Thursday, February 09, 2017

Identity theft insurance

Here’s a good article from the Insurance Information Institute on identity theft insurance. It was mentioned on the NBC Today show this morning.

A number of companies (besides Lifelock through AOL membership) offer it;  my experience is that it costs about $30 a month.

The article suggests that victims of identity theft often have lower credit scores and sometimes lose employment.  In the distant past, it was sometime common for some employers to hold associates “absolutely accountable” for their own reputations for security purposes.

The article also suggests aggressively checking your own credit reports in detail before doing a job search or looking for a new place to live.

One of the best defenses to your bank accounts is simply to check them regularly online, not from emails but from going directly to the sites.  Make sure you spell the URL’s right.

Identity theft insurance is often offered as a rider on property (homeowner's insurance) as it is on mine.  It may be part of umbrella coverage.  It is not the same, however, as coverage for online liability incidents, which I don't think can reliably be underwritten with ordinary property insurance.

Tuesday, January 03, 2017

Trump's "No computer is safe"

Donald Trump’s recent 4-worder “No computer is safe” could certainly be interpreted in the context of identity theft.  Because until there was widespread use of the Internet in commerce (after the late 90s) there were few such schemes.
Yet, by 2004 the problem was serious enough that Lifetime TV had produced the film “Identity Theft: The Michelle Brown Story”.
Trump, however, on Nov. 11 had announced a comprehensive program for cybersecurity despite his subsequent hints that digital life cannot be made safe (CNN story).

Remember, too, in the Old West:  there were horseback payroll robberies, and stagecoach and train hijackings, unpredictably.

Thursday, December 15, 2016

Yahoo! coughs up one billion identities to hackers

Here we go again, with another major hack, this time, over one billion Yahoo account, as reported, for example, by Tech Crunch,

Credit card and bank info was not taken.  There is such a huge cache that it sounds improbable that any one person would be targeted for identity theft.

On the other hand, you can't change your birthdate, and changing your name is impractical.  (Oh, in fifth grade, a girl wanted to change her name because I teased her over the "Life with Elizabeth" show -- and "Elizabeth, aren't you ashamed?"  Head shaken.  Betsy is a nickname for Elizabeth.)

My own Yahoo account no longer exists, it seems.  It was used during the glory days of GLIL.

Yup, there is even more pressure for everyone to move to two-factor authentication everywhere.

Here's a video on how to tell if your Yahoo! account is hacked.

YouTube has a lot of videos on how to hack Yahoo! (just type in that key search argument).

Tuesday, November 22, 2016

Widespread identity theft of minors reported again

Just as dead people are targets for identity theft, recent reports have covered children's identities being stolen, sometimes even by parents desperate to pay bills, as in this New York Times story by Ron Lieber in April 2015.

Typically, minors don't find out they have a problem until they are of college age and start trying to get their first credit cards, or first apartments and cars.  Kids who work while in college or even high school  have a better chance of finding out they have a problem earlier, as some employers will run checks.  

Monday, November 21, 2016

"Ghosting": identity theft of dead people

The AARP has recently advised families to take active steps to protect their deceased loved ones from identity theft, especially for IRS tax refund scams; an earlier article.

The crime is called “ghosting”. and is hard to catch.  The IRS has guidelines here.

Families should not publish exact birth-dates in obituaries.

Wednesday, November 16, 2016

Facebook identity scams?
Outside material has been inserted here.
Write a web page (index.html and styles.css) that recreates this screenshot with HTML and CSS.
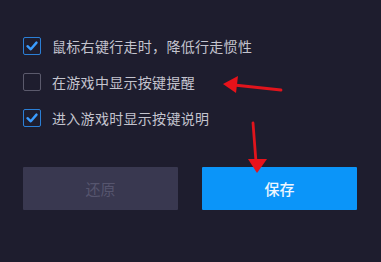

Fake senders?

Can people's Facebook accounts get hijacked?

I don't know.  I got a mystery message this morning about my government benefit.  No, it wasn't social security.  I was supposed to know what she was talking about.  I don't. Some "lucky fund from the government".

Then her messages went blank, saying that the Facebook sender needed verification.

Monday, October 17, 2016

Why is a west coast company sending me a card with a half million line of credit, unsolicited?

This is pretty scary.  I get a blue "Notable Capital Premium Platinum Capital" card in the mail from Scottsdale, AZ, unsolicited.  With a $500,000 line of credit.

There's an 800 number to activate it.

Earlier cards were for $100,000 or $200,000.

Oh, maybe it;s in bitcoin.

It's getting close to time for my free Annual Credit Report.

But why are companies so eager to mail me credit lines that I didn't ask for?